Even as the country struggles to get the balance of trade into the positive territory, global bank HSBC said the country’s imports will rise faster than the exports in the next five years.
“India’s import growth will overtake its export growth in the next five years. The forecast is consistent with a developing global shift where traditionally export-driven emerging markets will become global trade hubs and important facilitators of international economic growth,” HSBC said in a report.
According to the bank, the country’s imports will grow at an average of 7 percent annually over the next five years, dwarfing the export growth, which is estimated at 5 percent. World Trade Organisation said the country’s exports grew 2.1 percent to $78.64 billion in the January-March period this year versus the 21.8 percent growth in imports to $ 122.47 billion.
The slowdown in export growth is attributed to issues with the global economic environment while the elevated crude oil prices have meant the imports are also high.
This has put a strain on the current account deficit, which was at its widest at 4.3 percent for FY12 and is seen as one of the factors contributing to the recent fall in rupee.

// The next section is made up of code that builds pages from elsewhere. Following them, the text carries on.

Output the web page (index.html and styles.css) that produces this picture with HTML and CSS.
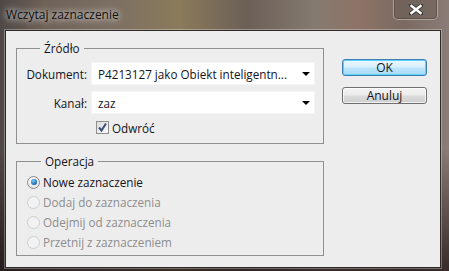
FILE: index.html
```html
<!DOCTYPE html>
<html lang="pl">
<head>
    <meta charset="UTF-8">
    <meta name="viewport" content="width=device-width, initial-scale=1.0">
    <title>Wczytaj zaznaczenie</title>
    <link rel="stylesheet" href="styles.css">
</head>
<body>
    <div class="window">
        <div class="titlebar">
            <span class="title">Wczytaj zaznaczenie</span>
            <div class="close">
                <svg width="14" height="11" viewBox="0 0 14 11">
                    <path d="M2 1.5 L12 9.5 M12 1.5 L2 9.5" stroke="#3a3a3a" stroke-width="4.2" stroke-linecap="square"/>
                    <path d="M2.5 2 L11.5 9 M11.5 2 L2.5 9" stroke="#fff" stroke-width="2.4" stroke-linecap="square"/>
                </svg>
            </div>
        </div>

        <div class="client">
            <div class="groups">
                <fieldset class="group">
                    <legend>Źródło</legend>
                    <div class="form">
                        <label>Dokument:</label>
                        <div class="select"><span>P4213127 jako Obiekt inteligentn...</span><span class="arrow"></span></div>
                        <label>Kanał:</label>
                        <div class="select"><span>zaz</span><span class="arrow"></span></div>
                        <span></span>
                        <div class="check">
                            <span class="box">
                                <svg width="11" height="11" viewBox="0 0 11 11">
                                    <path d="M2 5.5 L4.5 8.5 L9 1.5" fill="none" stroke="#3b4f7a" stroke-width="2"/>
                                </svg>
                            </span>
                            Odwróć
                        </div>
                    </div>
                </fieldset>

                <fieldset class="group operation">
                    <legend>Operacja</legend>
                    <div class="radio checked"><span class="dot"></span>Nowe zaznaczenie</div>
                    <div class="radio disabled"><span class="dot"></span>Dodaj do zaznaczenia</div>
                    <div class="radio disabled"><span class="dot"></span>Odejmij od zaznaczenia</div>
                    <div class="radio disabled"><span class="dot"></span>Przetnij z zaznaczeniem</div>
                </fieldset>
            </div>

            <div class="buttons">
                <button class="btn default">OK</button>
                <button class="btn">Anuluj</button>
            </div>
        </div>
    </div>
</body>
</html>
```

FILE: styles.css
```css
body {
    margin: 0;
    font-family: "Open Sans", "Noto Sans", sans-serif;
    font-size: 11.7px;
    color: #141420;
}
.window {
    width: 449px;
    height: 271px;
    box-sizing: border-box;
    padding: 0 8px 3px 5px;
    display: flex;
    flex-direction: column;
    background:
        linear-gradient(180deg, rgba(0,0,0,0) 0%, rgba(0,0,0,0) 55%, rgba(20,10,10,0.7) 100%),
        linear-gradient(90deg, #4e4846 0%, #6f6258 10%, #7c6f63 25%, #8b7b5b 40%, #6b5f57 55%, #857a70 70%, #8e7366 80%, #7a6a62 90%, #8a7c76 100%);
}
.titlebar {
    height: 30px;
    display: flex;
    justify-content: space-between;
    align-items: flex-start;
}
.title {
    margin-top: 6px;
    margin-left: 1px;
    font-size: 12px;
    color: #111;
    text-shadow: 0 0 6px rgba(255,255,255,0.9), 0 0 10px rgba(255,255,255,0.6);
}
.close {
    width: 43px;
    height: 20px;
    margin-right: 3px;
    margin-top: -1px;
    border: 1px solid rgba(230,225,220,0.5);
    border-top: none;
    border-radius: 0 0 5px 5px;
    background: rgba(100,88,80,0.4);
    box-shadow: inset 0 0 0 1px rgba(60,50,45,0.4);
    display: flex;
    align-items: center;
    justify-content: center;
}
.client {
    flex: 1;
    display: flex;
    align-items: flex-start;
    padding: 10px 13px 0 10px;
    background-color: #ededed;
    border: 1px solid #2f2a27;
    box-shadow: 0 0 0 1px rgba(255,255,255,0.3);
}
.groups {
    width: 308px;
}
.group {
    margin: 0;
    padding: 7px 9px 9px 9px;
    border: 1px solid #8f9090;
    min-width: 0;
}
.group legend {
    margin-left: 14px;
    padding: 0 4px;
    line-height: 15px;
}
.form {
    display: grid;
    grid-template-columns: 61px 222px;
    column-gap: 5px;
    row-gap: 8px;
    align-items: center;
}
.form label {
    text-align: right;
}
.select {
    height: 21px;
    background-color: #fff;
    box-shadow: 0 0 0 1px #f4f4f4;
    display: flex;
    align-items: center;
    justify-content: space-between;
    padding: 0 4px 0 6px;
    box-sizing: border-box;
}
.arrow {
    width: 0;
    height: 0;
    border-left: 4px solid transparent;
    border-right: 4px solid transparent;
    border-top: 4px solid #000;
}
.check {
    display: flex;
    align-items: center;
    gap: 3px;
    margin-left: 4px;
    height: 13px;
}
.box {
    width: 11px;
    height: 11px;
    border: 1px solid #8f8f8f;
    background: linear-gradient(135deg, #dcdcdc, #fafafa);
    display: flex;
}
.operation {
    margin-top: 10px;
    padding: 3px 9px 3px 10px;
}
.radio {
    height: 20px;
    display: flex;
    align-items: center;
    gap: 3px;
}
.dot {
    width: 11px;
    height: 11px;
    border-radius: 50%;
    border: 1px solid #bdbdbd;
    background: radial-gradient(circle at 40% 35%, #fbfbfb, #dedede);
    position: relative;
}
.checked .dot {
    border-color: #8c8c8c;
}
.checked .dot::after {
    content: "";
    position: absolute;
    left: 2.5px;
    top: 2.5px;
    width: 6px;
    height: 6px;
    border-radius: 50%;
    background: radial-gradient(circle at 40% 35%, #7ad0f8, #1662a8 70%, #0a3c78);
}
.disabled {
    color: #8d8d8d;
}
.disabled .dot {
    border-color: #cfcfcf;
    background: #f2f2f2;
}
.buttons {
    margin-top: 18px;
    margin-left: 18px;
    width: 85px;
    display: flex;
    flex-direction: column;
    gap: 11px;
}
.btn {
    height: 17px;
    padding: 0;
    font: inherit;
    font-size: 12px;
    color: #141420;
    line-height: 14px;
    border: 1px solid #707070;
    border-radius: 3px;
    background: linear-gradient(180deg, #f4f4f4 0%, #ebebeb 48%, #dcdcdc 52%, #cfcfcf 100%);
    box-shadow: inset 0 0 0 1px rgba(255,255,255,0.7);
}
.btn.default {
    border-color: #3c7fb1;
    background: linear-gradient(180deg, #eaf6fd 0%, #d9f0fc 48%, #bee6fd 52%, #a7d9f5 100%);
    box-shadow: inset 0 0 0 1px #5ed0ff;
}
```
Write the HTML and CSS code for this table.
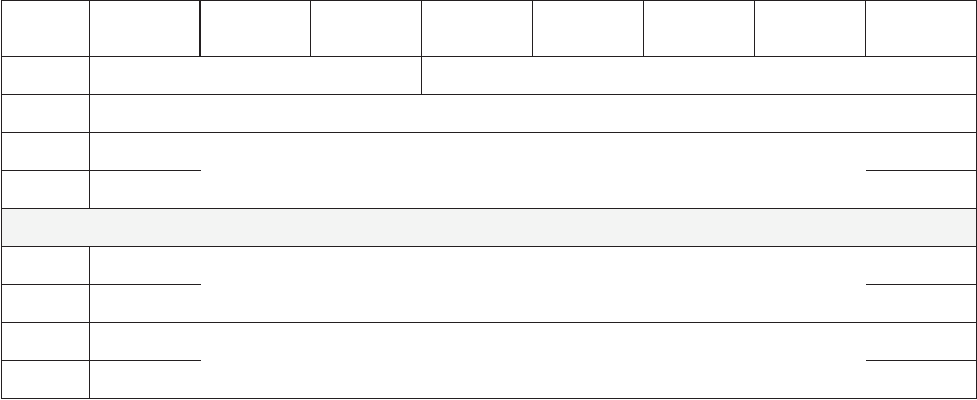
FILE: index.html
```html
<!DOCTYPE html>
<html lang="en">
<head>
<meta charset="utf-8">
<title>Grid sheet</title>
<link rel="stylesheet" href="styles.css">
</head>
<body>
<div class="page">
  <div class="sheet">
    <div class="cell head"></div>
    <div class="cell head thick"></div>
    <div class="cell head"></div>
    <div class="cell head"></div>
    <div class="cell head"></div>
    <div class="cell head"></div>
    <div class="cell head"></div>
    <div class="cell head"></div>
    <div class="cell head"></div>

    <div class="cell"></div>
    <div class="cell span-3"></div>
    <div class="cell span-5"></div>

    <div class="cell"></div>
    <div class="cell span-8"></div>

    <div class="cell"></div>
    <div class="cell open"></div>
    <div class="cell merged"></div>
    <div class="cell"></div>
    <div class="cell"></div>
    <div class="cell open"></div>
    <div class="cell"></div>

    <div class="cell band"></div>

    <div class="cell"></div>
    <div class="cell open"></div>
    <div class="cell merged"></div>
    <div class="cell"></div>
    <div class="cell"></div>
    <div class="cell open"></div>
    <div class="cell"></div>

    <div class="cell"></div>
    <div class="cell open"></div>
    <div class="cell merged"></div>
    <div class="cell"></div>
    <div class="cell"></div>
    <div class="cell open"></div>
    <div class="cell"></div>
  </div>
</div>
</body>
</html>
```

FILE: styles.css
```css
* {
  box-sizing: border-box;
}

html, body {
  margin: 0;
  padding: 0;
  background: #ffffff;
  font-family: "Liberation Sans", Arial, sans-serif;
}

.page {
  padding-left: 1px;
}

.sheet {
  display: grid;
  grid-template-columns: 88px 111px 110px 111px 111px 111px 111px 111px 111px;
  grid-template-rows: 56px repeat(9, 38px);
  width: 976px;
  border-top: 1px solid #231f20;
  border-left: 1px solid #231f20;
}

.cell {
  border-right: 1px solid #231f20;
  border-bottom: 1px solid #231f20;
  background: #ffffff;
}

.thick {
  border-right-width: 2px;
}

.span-3 {
  grid-column: span 3;
}

.span-5 {
  grid-column: span 5;
}

.span-8 {
  grid-column: span 8;
}

.open {
  border-right: none;
}

.merged {
  grid-column: span 6;
  grid-row: span 2;
  border-right: none;
}

.band {
  grid-column: span 9;
  background: #f3f4f3;
}
```
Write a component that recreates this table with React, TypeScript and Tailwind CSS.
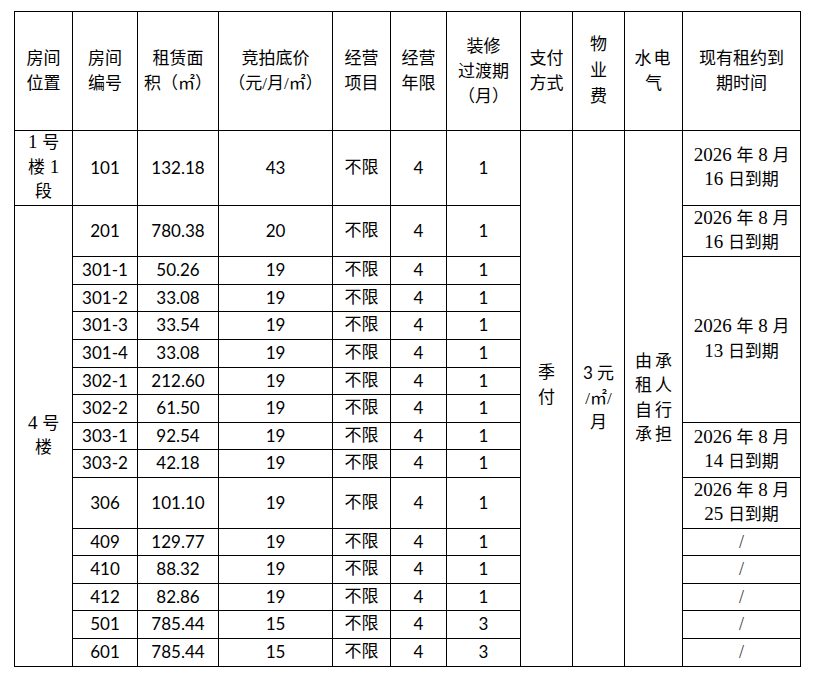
import React from "react";

const cjk = "font-['Liberation_Serif','Noto_Sans_CJK_SC',serif]";
const num = "font-['Lato','Noto_Sans_CJK_SC',sans-serif]";
const td = "border border-black p-0 text-center align-middle";

type Row = {
  no: string;
  area: string;
  price: string;
  trans: string;
  h: string;
  date?: { lines: string[]; span: number } | "slash";
};

const rows: Row[] = [
  { no: "201", area: "780.38", price: "20", trans: "1", h: "h-[51px]", date: { lines: ["2026 年 8 月", "16 日到期"], span: 1 } },
  { no: "301-1", area: "50.26", price: "19", trans: "1", h: "h-[28px]", date: { lines: ["2026 年 8 月", "13 日到期"], span: 6 } },
  { no: "301-2", area: "33.08", price: "19", trans: "1", h: "h-[27px]" },
  { no: "301-3", area: "33.54", price: "19", trans: "1", h: "h-[28px]" },
  { no: "301-4", area: "33.08", price: "19", trans: "1", h: "h-[28px]" },
  { no: "302-1", area: "212.60", price: "19", trans: "1", h: "h-[27px]" },
  { no: "302-2", area: "61.50", price: "19", trans: "1", h: "h-[28px]" },
  { no: "303-1", area: "92.54", price: "19", trans: "1", h: "h-[27px]", date: { lines: ["2026 年 8 月", "14 日到期"], span: 2 } },
  { no: "303-2", area: "42.18", price: "19", trans: "1", h: "h-[28px]" },
  { no: "306", area: "101.10", price: "19", trans: "1", h: "h-[51px]", date: { lines: ["2026 年 8 月", "25 日到期"], span: 1 } },
  { no: "409", area: "129.77", price: "19", trans: "1", h: "h-[27px]", date: "slash" },
  { no: "410", area: "88.32", price: "19", trans: "1", h: "h-[28px]", date: "slash" },
  { no: "412", area: "82.86", price: "19", trans: "1", h: "h-[27px]", date: "slash" },
  { no: "501", area: "785.44", price: "15", trans: "3", h: "h-[28px]", date: "slash" },
  { no: "601", area: "785.44", price: "15", trans: "3", h: "h-[28px]", date: "slash" },
];

function Txt({ t }: { t: string }) {
  const parts = t.split(/([0-9 ]+)/);
  return (
    <>
      {parts.map((p, i) =>
        /[0-9 ]/.test(p) && p !== "" ? (
          <span key={i} className="text-[19px] leading-none whitespace-pre">{p}</span>
        ) : (
          <span key={i}>{p}</span>
        )
      )}
    </>
  );
}

function Lines({ lines, serifNum }: { lines: string[]; serifNum?: boolean }) {
  return (
    <>
      {lines.map((l, i) => (
        <div key={i}>{serifNum ? <Txt t={l} /> : l}</div>
      ))}
    </>
  );
}

export default function App() {
  return (
    <div className="w-[815px] h-[683px] bg-white pt-[11px] pl-[14px] text-black">
      <table className="table-fixed border-collapse w-[787px] text-[17px] leading-[24.5px]">
        <colgroup>
          <col className="w-[58px]" />
          <col className="w-[65px]" />
          <col className="w-[81px]" />
          <col className="w-[114px]" />
          <col className="w-[58px]" />
          <col className="w-[56px]" />
          <col className="w-[74px]" />
          <col className="w-[52px]" />
          <col className="w-[52px]" />
          <col className="w-[58px]" />
          <col className="w-[118px]" />
        </colgroup>
        <tbody>
          <tr className="h-[119px]">
            <td className={`${td} ${cjk} leading-[25px]`}><Lines lines={["房间", "位置"]} /></td>
            <td className={`${td} ${cjk} leading-[25px]`}><Lines lines={["房间", "编号"]} /></td>
            <td className={`${td} ${cjk} leading-[25px]`}><Lines lines={["租赁面", "积（㎡）"]} /></td>
            <td className={`${td} ${cjk} leading-[25px]`}><Lines lines={["竞拍底价", "（元/月/㎡）"]} /></td>
            <td className={`${td} ${cjk} leading-[25px]`}><Lines lines={["经营", "项目"]} /></td>
            <td className={`${td} ${cjk} leading-[25px]`}><Lines lines={["经营", "年限"]} /></td>
            <td className={`${td} ${cjk} leading-[25px]`}><Lines lines={["装修", "过渡期", "（月）"]} /></td>
            <td className={`${td} ${cjk} leading-[25px]`}><Lines lines={["支付", "方式"]} /></td>
            <td className={`${td} ${cjk} leading-[26px]`}><Lines lines={["物", "业", "费"]} /></td>
            <td className={`${td} ${cjk} leading-[25px]`}>
              <div className="tracking-[2px]">水电</div>
              <div>气</div>
            </td>
            <td className={`${td} ${cjk} leading-[25px]`}><Lines lines={["现有租约到", "期时间"]} /></td>
          </tr>
          <tr className="h-[75px]">
            <td className={`${td} ${cjk}`}><Lines serifNum lines={["1 号", "楼 1", "段"]} /></td>
            <td className={`${td} ${num}`}>101</td>
            <td className={`${td} ${num}`}>132.18</td>
            <td className={`${td} ${num}`}>43</td>
            <td className={`${td} ${cjk}`}>不限</td>
            <td className={`${td} ${num}`}>4</td>
            <td className={`${td} ${num}`}>1</td>
            <td rowSpan={17} className={`${td} ${cjk} pb-[26px]`}><Lines lines={["季", "付"]} /></td>
            <td rowSpan={17} className={`${td} ${cjk}`}>
              <div><span className={num}>3</span> 元</div>
              <div>/㎡/</div>
              <div>月</div>
            </td>
            <td rowSpan={17} className={`${td} ${cjk}`}>
              <div className="tracking-[3px] pl-[3px]">由承</div>
              <div className="tracking-[3px] pl-[3px]">租人</div>
              <div className="tracking-[3px] pl-[3px]">自行</div>
              <div className="tracking-[3px] pl-[3px]">承担</div>
            </td>
            <td className={`${td} ${cjk}`}><Lines serifNum lines={["2026 年 8 月", "16 日到期"]} /></td>
          </tr>
          {rows.map((r, i) => (
            <tr key={r.no} className={r.h}>
              {i === 0 && (
                <td rowSpan={16} className={`${td} ${cjk}`}><Lines serifNum lines={["4 号", "楼"]} /></td>
              )}
              <td className={`${td} ${num}`}>{r.no}</td>
              <td className={`${td} ${num}`}>{r.area}</td>
              <td className={`${td} ${num}`}>{r.price}</td>
              <td className={`${td} ${cjk}`}>不限</td>
              <td className={`${td} ${num}`}>4</td>
              <td className={`${td} ${num}`}>{r.trans}</td>
              {r.date === "slash" ? (
                <td className={`${td} ${cjk} text-[18px] text-[#333]`}>/</td>
              ) : r.date ? (
                <td rowSpan={r.date.span} className={`${td} ${cjk}`}><Lines serifNum lines={r.date.lines} /></td>
              ) : null}
            </tr>
          ))}
        </tbody>
      </table>
    </div>
  );
}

HSBC also predicted that the country will be the fastest growing importer and exporter in the next five years. It said their exports to China will grow at an average of 8 percent till 2016, while imports will be up 11 percent.
Among the emerging trade corridors, HSBC said the country’s exports to Malaysia, Vietnam and Indonesia are expected to grow at around 11 percent while those to Nigeria and UAE will be up by 10 percent.
On the imports front, Oman will lead with a growth of 15.7 percent, followed by Brazil at 14 percent, it said. The HSBC report, titled ‘Global Connections’, also said confidence in India has fallen in the last six months, citing its trade confidence index.